这株百年白果树在村里成了神的象征,不是崇敬的神,是避而远之的畏之神,没人敢碰它。这就更神话了,确实它也有神话。据说白果树每年除夕开花,开白花,满树的白,仿佛死人时的孝衣,看不得的,谁看了谁就死。花开一夜,一夜之后消失殆尽不留丝毫痕迹。我小时候总想看看那花究竟是不是会开,究竟是个什么样儿,有个好心老人总说这花除夕会开的却看不得,看了就活不长了。她又说她看过,可她又并没有死去。上小学的时候,一个惯爬树的男孩上了白果树摘白果吃,爬到高处,见树上由一个树穴,不大,刚容得下一只手,他伸手进去一掏,湿漉漉,吓了一跳,拿出来一看,满是红水,闻闻,又是一股浓烈的腥味,原来是血,这男孩早吓得半死,便不怕死的哧溜下了树向水塘边跑去,却洗不掉那血迹。到来学校血也未干,顺手向校大门上一甩,点滴鲜血洒在门板上,立刻显出一个女人像来,黑发成髻,斜佩银钗,微举双手,手指稍翘,披纱着古,衣带飘逸,仿佛嫦娥奔月,久久不退,终究还是消失了,那手上的血迹似乎也消失了。有一年夏天,大于落了很多时日,到处都被雨水洗涤的更加明亮,山更青,树更绿,花更红。雨歇了,风未停,很大很劲的凤呼呼刮来,一下子又把人拉回了初春,许多人又穿上了夹衣。一日午后,忽听得“轰”的一声巨响。我也听得这声巨响,却并不在意,后来才知道是白果树到了。跑去一看,果真到来,横栏在大路上,阻断了交通。人们都少都有些伤心,认为这是不祥之兆。

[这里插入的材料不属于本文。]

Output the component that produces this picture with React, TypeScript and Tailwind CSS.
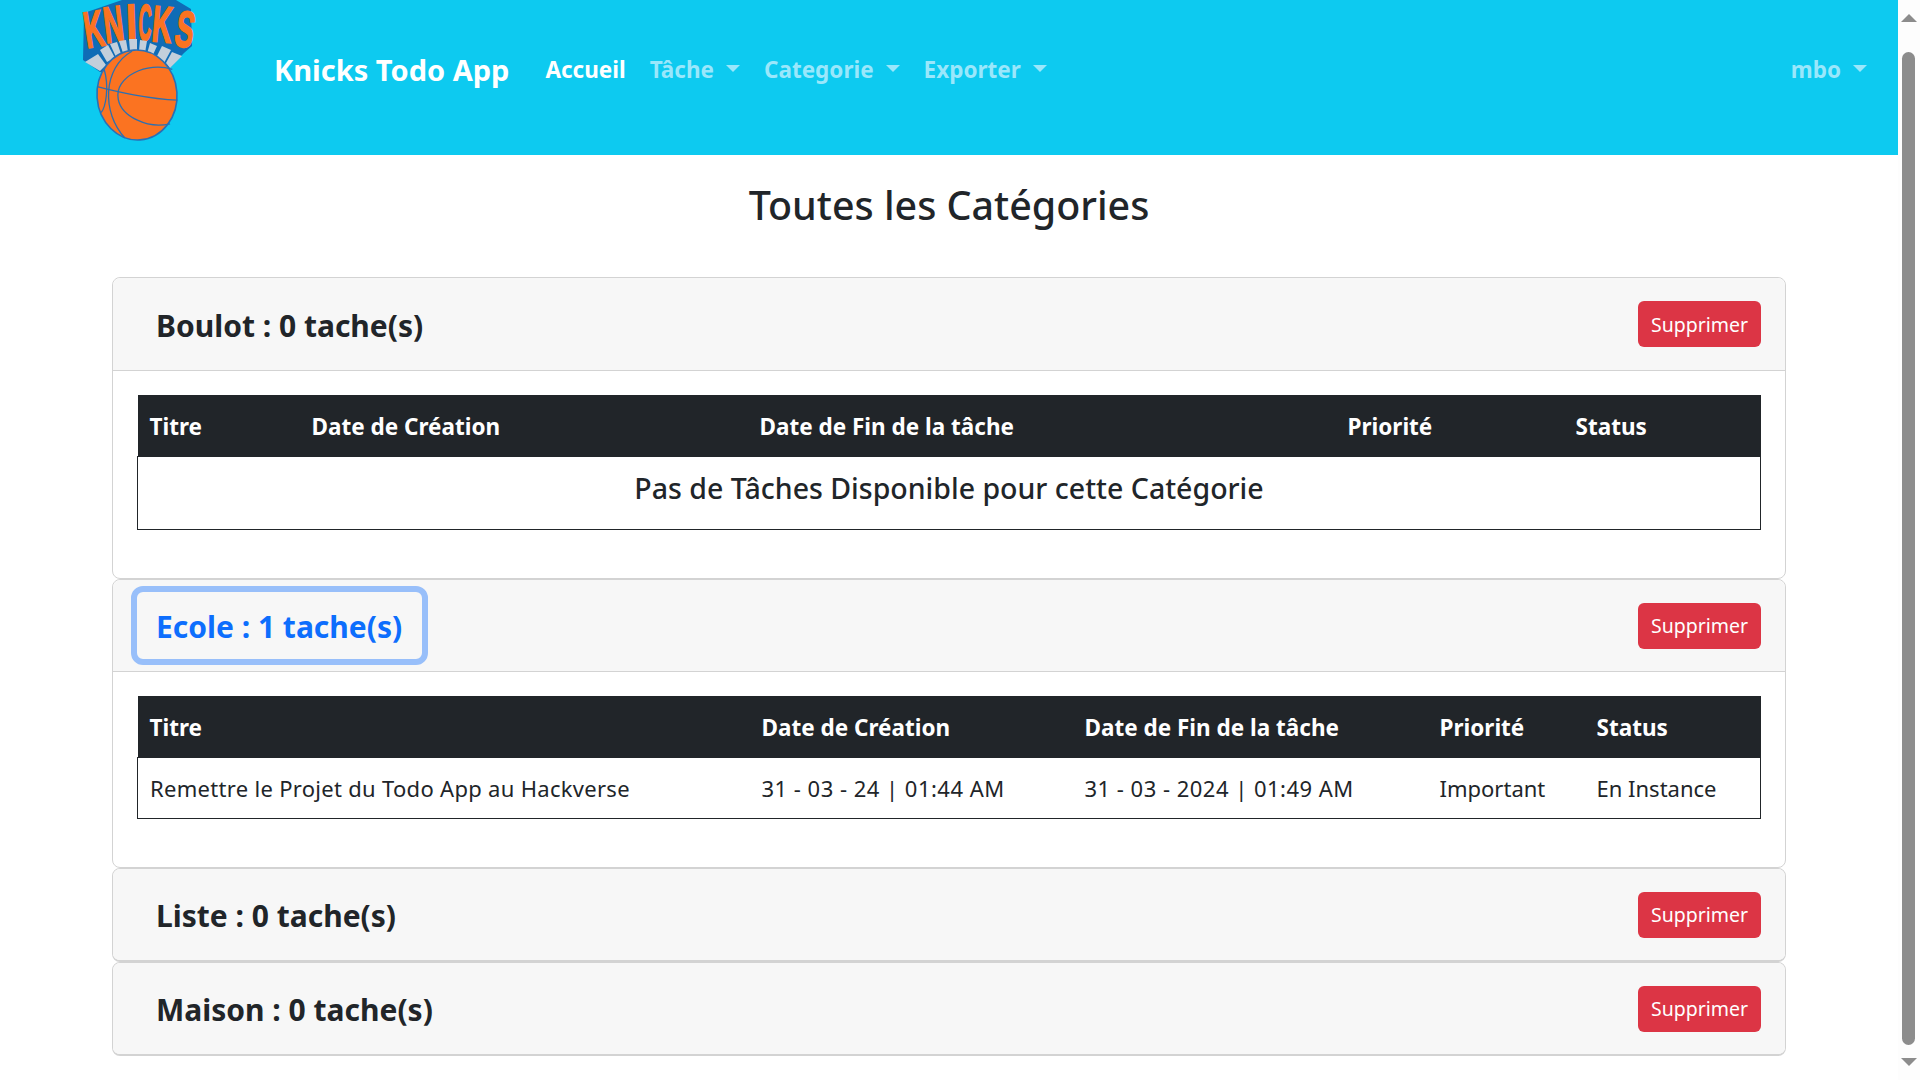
import React from "react";

const font = "font-['Noto_Sans','Open_Sans',sans-serif]";

const KnicksLogo = () => {
  const letters = [
    { c: "K", x: 27, y: 48, r: -9, sx: 0.54, sy: 1.02 },
    { c: "N", x: 46, y: 43, r: -7, sx: 0.54, sy: 1.02 },
    { c: "I", x: 67, y: 40, r: -2, sx: 0.74, sy: 1.02 },
    { c: "C", x: 78, y: 40, r: 2, sx: 0.36, sy: 1.02 },
    { c: "K", x: 91, y: 41, r: 5, sx: 0.55, sy: 1.02 },
    { c: "S", x: 113, y: 45, r: 10, sx: 0.56, sy: 1.02 },
  ];
  const stones = [
    "M25 62 L38 54 L46 65 L40 71 Z",
    "M40 50 L48 45 L55 58 L47 62 Z",
    "M50 44 L57 42 L61 54 L56 57 Z",
    "M59 41 L66 40 L68 52 L63 53 Z",
    "M69 39 L77 39 L77 51 L70 51 Z",
    "M80 40 L87 41 L85 53 L79 51 Z",
    "M90 43 L97 46 L92 57 L87 54 Z",
    "M102 46 L111 50 L104 63 L96 58 Z",
    "M112 52 L122 56 L110 68 L106 63 Z",
  ];
  return (
    <svg width="150" height="150" viewBox="0 0 150 150" className="shrink-0">
      <path d="M24 13 L62 0 L116 0 L131 9 L132 46 L124 53 L108 70 L40 72 L23 60 Z" fill="#0f6cb6" />
      <g fontFamily="'Liberation Sans', sans-serif" fontWeight="700" fontSize="50" fill="#fb7321" stroke="#fb7321" strokeWidth="1.8">
        {letters.map((l, i) => (
          <text key={i} transform={`translate(${l.x} ${l.y}) rotate(${l.r}) scale(${l.sx} ${l.sy})`}>
            {l.c}
          </text>
        ))}
      </g>
      {stones.map((d, i) => (
        <path key={i} d={d} fill="#c3cfdb" />
      ))}
      <g transform="rotate(-4 77 95)">
        <ellipse cx="77" cy="95" rx="40" ry="45" fill="#fb7321" stroke="#2a6fb5" strokeWidth="1.6" />
        <g fill="none" stroke="#2d6fb0" strokeWidth="1.3">
          <path d="M38 84 C55 90 90 100 117 103" />
          <path d="M75 51 C45 65 40 110 62 137" />
          <path d="M114 72 C90 62 55 75 58 98 C60 115 85 130 108 126" />
          <path d="M46 67 C50 85 45 105 40 110" />
        </g>
      </g>
    </svg>
  );
};

const Caret = () => (
  <span className="ml-[12px] mb-[3px] inline-block w-0 h-0 border-x-[7px] border-x-transparent border-t-[7px] border-t-[#9ae7fb]" />
);

const NavItem = ({ label, active, caret }: { label: string; active?: boolean; caret?: boolean }) => (
  <div className={`flex items-center px-3 font-bold text-[22.5px] ${active ? "text-white" : "text-[#9ae7fb]"}`}>
    {label}
    {caret && <Caret />}
  </div>
);

const Th = ({ children, className }: { children: React.ReactNode; className: string }) => (
  <th className={`px-3 pt-[3px] text-left font-bold text-[22.5px] text-white ${className}`}>{children}</th>
);

const CardHeader = ({ title, focused, small }: { title: string; focused?: boolean; small?: boolean }) => (
  <div className={`${small ? "h-[91px]" : "h-[92px]"} flex items-center justify-between pl-[18px] pr-[24px] bg-[#f7f7f7]`}>
    <div
      className={`h-[79px] flex items-center pl-[19px] pr-[20px] pt-[2px] rounded-[12px] font-bold text-[30px] border-[6px] ${
        focused ? "text-[#0d6efd] border-[#98bffa]" : "text-[#212529] border-transparent"
      }`}
    >
      {title}
    </div>
    <button className="h-[46px] w-[123px] pt-[1px] rounded-[6px] bg-[#dc3545] text-white text-[19.5px]">Supprimer</button>
  </div>
);

const App = () => {
  return (
    <div className={`flex h-[1080px] overflow-hidden bg-white ${font}`}>
      <div className="w-[1898px] shrink-0">
        <nav className="h-[155px] bg-[#0dcaf0] flex items-start">
          <div className="ml-[60px] w-[150px]">
            <KnicksLogo />
          </div>
          <div className="ml-[64px] mt-[47px] flex h-[46px] flex-1 items-center">
            <div className="font-bold text-[29px] text-white mr-[24px]">Knicks Todo App</div>
            <NavItem label="Accueil" active />
            <NavItem label="Tâche" caret />
            <NavItem label="Categorie" caret />
            <NavItem label="Exporter" caret />
            <div className="ml-auto pr-[19px]">
              <NavItem label="mbo" caret />
            </div>
          </div>
        </nav>
        <h1 className="h-[122px] pb-[20px] flex items-center justify-center font-medium text-[39.4px] text-[#212529]">
          Toutes les Catégories
        </h1>
        <div className="mx-[112px] flex flex-col">
          <section className="h-[302px] rounded-[8px] border border-[#d3d3d3]">
            <div className="rounded-t-[8px] overflow-hidden border-b border-[#d3d3d3]">
              <CardHeader title="Boulot : 0 tache(s)" />
            </div>
            <div className="px-[24px] pt-[24px]">
              <table className="w-full table-fixed border-collapse">
                <thead>
                  <tr className="h-[61px] bg-[#212529]">
                    <Th className="w-[162px]">Titre</Th>
                    <Th className="w-[448px]">Date de Création</Th>
                    <Th className="w-[588px]">Date de Fin de la tâche</Th>
                    <Th className="w-[228px]">Priorité</Th>
                    <Th className="w-auto">Status</Th>
                  </tr>
                </thead>
                <tbody>
                  <tr className="h-[73px]">
                    <td colSpan={5} className="pb-[9px] border border-[#212529] text-center font-medium text-[28.5px] text-[#212529]">
                      Pas de Tâches Disponible pour cette Catégorie
                    </td>
                  </tr>
                </tbody>
              </table>
            </div>
          </section>
          <section className="h-[289px] rounded-[8px] border border-[#d3d3d3]">
            <div className="rounded-t-[8px] overflow-hidden border-b border-[#d3d3d3]">
              <CardHeader title="Ecole : 1 tache(s)" focused small />
            </div>
            <div className="px-[24px] pt-[24px]">
              <table className="w-full table-fixed border-collapse">
                <thead>
                  <tr className="h-[61px] bg-[#212529]">
                    <Th className="w-[612px]">Titre</Th>
                    <Th className="w-[323px]">Date de Création</Th>
                    <Th className="w-[355px]">Date de Fin de la tâche</Th>
                    <Th className="w-[157px]">Priorité</Th>
                    <Th className="w-auto">Status</Th>
                  </tr>
                </thead>
                <tbody>
                  <tr className="h-[61px] border border-[#212529] text-[22px] text-[#212529]">
                    <td className="px-3 pt-[2px] tracking-[0.3px]">Remettre le Projet du Todo App au Hackverse</td>
                    <td className="px-3 pt-[2px] tracking-[0.48px]">31 - 03 - 24 | 01:44 AM</td>
                    <td className="px-3 pt-[2px] tracking-[0.48px]">31 - 03 - 2024 | 01:49 AM</td>
                    <td className="px-3 pt-[2px]">Important</td>
                    <td className="px-3 pt-[2px]">En Instance</td>
                  </tr>
                </tbody>
              </table>
            </div>
          </section>
          <section className="rounded-[8px] border border-b-2 border-[#d3d3d3] overflow-hidden">
            <CardHeader title="Liste : 0 tache(s)" small />
          </section>
          <section className="rounded-[8px] border border-b-2 border-[#d3d3d3] overflow-hidden">
            <CardHeader title="Maison : 0 tache(s)" small />
          </section>
        </div>
      </div>
      {/* fake scrollbar */}
      <div className="relative w-[22px] bg-[#fdfdfd]">
        <div className="absolute left-[3px] top-[14px] w-0 h-0 border-x-[8px] border-x-transparent border-b-[8px] border-b-[#8c8c8c]" />
        <div className="absolute left-[4px] top-[52px] w-[13px] h-[993px] rounded-full bg-[#8c8c8c]" />
        <div className="absolute left-[3px] top-[1058px] w-0 h-0 border-x-[8px] border-x-transparent border-t-[8px] border-t-[#8c8c8c]" />
      </div>
    </div>
  );
};

export default App;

倒了的白果树活生生的拦死了一条大路,让人叫苦,却无人敢问敢动,谁敢触怒这个大神。如此,白果树躺了三四年,却依然活着,欣欣向荣。它是自北向南倒的,倒在一个大坡上,根部巨大恰似皇帝的宝座,干部便可当做长长的走道,枝部也可作座椅。谁也不曾料的白果树竟成了孩童天然的游乐场。我每次经过时总会看见一群天真无邪的孩童,男的女的在树身上戏耍,欢悦的笑声阵阵回荡,不绝于耳。绿叶荫荫当中,愉悦的小脑袋欲隐还显,现在想来甚觉可爱。后来不知是谁起了个头,将这树锯了雕成两尊大佛像,众人抬着四处游戏,又迎来不少热闹。这两尊大佛也着实雄伟,全身上漆,暗铜色,宽脸阔鼻大耳笑嘴深眼,端正盘坐,两手平放,手面相上,中指微弯与拇指轻触,还供奉在大庙里,香火不断。那庙便是五福寺。同样是锯树,如果锯了当柴,没人敢动,而若锯了再雕成佛,众人皆敢动、愿动,一念之差,反响会如此巨大。那皇帝宝座的树根尚在,却被一吃斋念佛的老人看中,时常听到树根处声声作响,原是她举斧劈树根当柴。她念佛,她敢劈树为柴,她不曾死,老尚且健。

我有一张照相,照相时也是夏日的雨过天晴,照相的背景便是那株百年的白果树,还未倒去,风采奕奕,参天而立。倘若有兴趣考究这些无聊趣事,这张照相许能尽些绵薄之力。